In Greek mythology, Aeschreis (Ancient Greek: Αἰσχρηίδος) was a Thespian princess as one of the 50 daughters of King Thespius and Megamede, daughter of Arneus (or by one of his many wives). She bore Leucones to the hero Heracles.

Mythology 
When the Cithaeronian lion was harassing the kine of Thespius, the latter asked Herakles to kill the lion. The son of Zeus hunted it for fifty days and finally slayed the beast. The Thespian king entertained him as a guest in a brilliant fashion during that span of time, making Heracles drunk and slept unwittingly with each of his fifty daughters, including Aeschreis.

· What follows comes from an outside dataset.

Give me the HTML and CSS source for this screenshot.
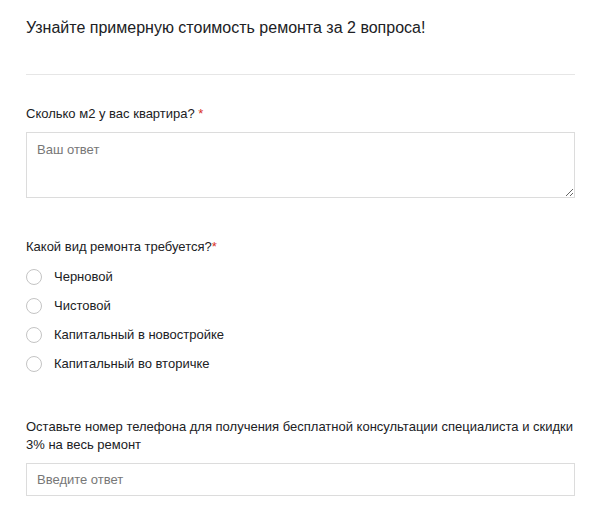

The hero having thought that his bed-fellow was always the same. Thespius intended this to happen because he strongly desired that all his daughters should have children by Hercules. In another version of the myth, the latter had an intercourse with Aeschreis and her siblings for one week, seven laid with Heracles each night.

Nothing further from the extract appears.